SR: the Complete TrogShadowrun: The Complete Trog is a runner resource for Shadowrun and this makes it unusual at it is a player facing book in many ways, providing world information to make playing orks and trolls deeper and more tied to the setting. It provides considerable, if scattershot, information for ork and trolls and how they fit into the Sixth World. For any campaign that features orks and trolls (and their struggles) prominently, it will prove to be a vital resource.

Shadowrun: The Complete Trog, is the first of the Shadowrun Runner Resources for the 5th edition of Shadowrun, this particular book is all about how orks and trolls, and their variants, fit into the Sixth World of Shadowrun.

After a short introduction to what is in the book, we get two fiction sections, and then starts with a section entitled What Are You? Which is an in-game look at being a trog with commentary from others. This gives an interesting, and fairly nuanced, view on what life is like in the Shadowrun world, at least the American section, for those who are orks and trolls.

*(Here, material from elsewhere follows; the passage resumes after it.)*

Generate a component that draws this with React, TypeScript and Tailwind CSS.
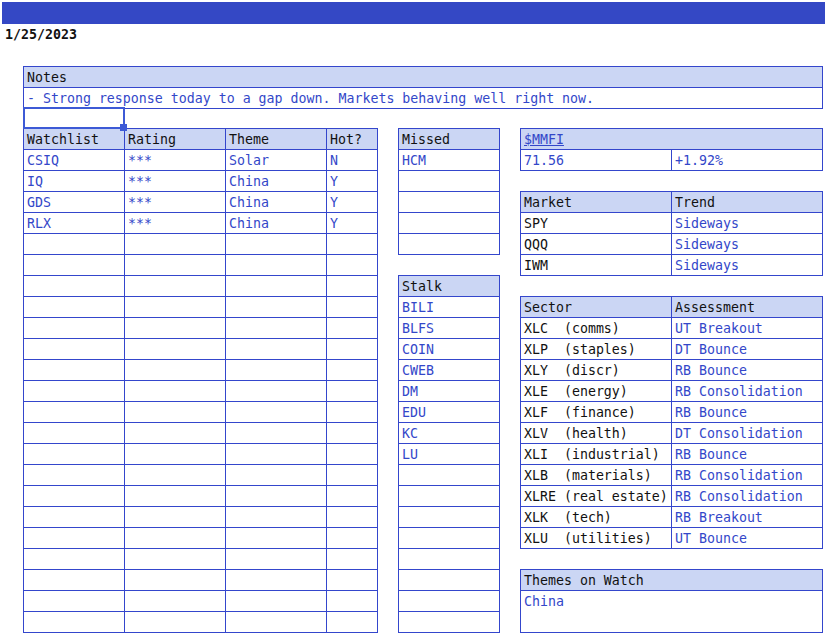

Living as a Trog in . . . looks at how orks and trolls are treated in various places across the Sixth World. Starting with the Black Forest Troll Republic (in what used to be Germany), life in the Native American Nations, Chicago, Dubai, Seattle, Neo-Tokyo and Nagasaki, and many more. Mostly providing information about places that have not had their own sourcebooks recently. These provide useful snapshots of places for characters to be from or visit. It would have been nice to see more information on the variants of orks and trolls and how they fit in, this is done a bit for the giants in Scandinavia, but other metavariants get a sentence or two at best.

Working as a Trog in . . . talks about what roles and what challenges are faced by those who work for the various megacorporations. This is useful for playing characters who are former corporate employees and for interacting (and infiltrating) those same corporations when you have orks and trolls on the team. I would have liked to have seen a little more expansion on the government employee section (they only covered Seattle). What is life like for those who join a national military in North America for example would have been exceedingly useful.

Trog Heroes is about the orks and trolls who have made it in the Sixth World whether by talent (such as rock star Orxanne) or birth (such as King Alphono XIII of Spain), a dozen successful people who can be inspirational (or not). Mostly this is interesting world background but there are some potential plot hooks woven in but you have to disentangle them. There is also a very short (page and a half) section on Or’zet, the Orkish language with some useful words and phrases.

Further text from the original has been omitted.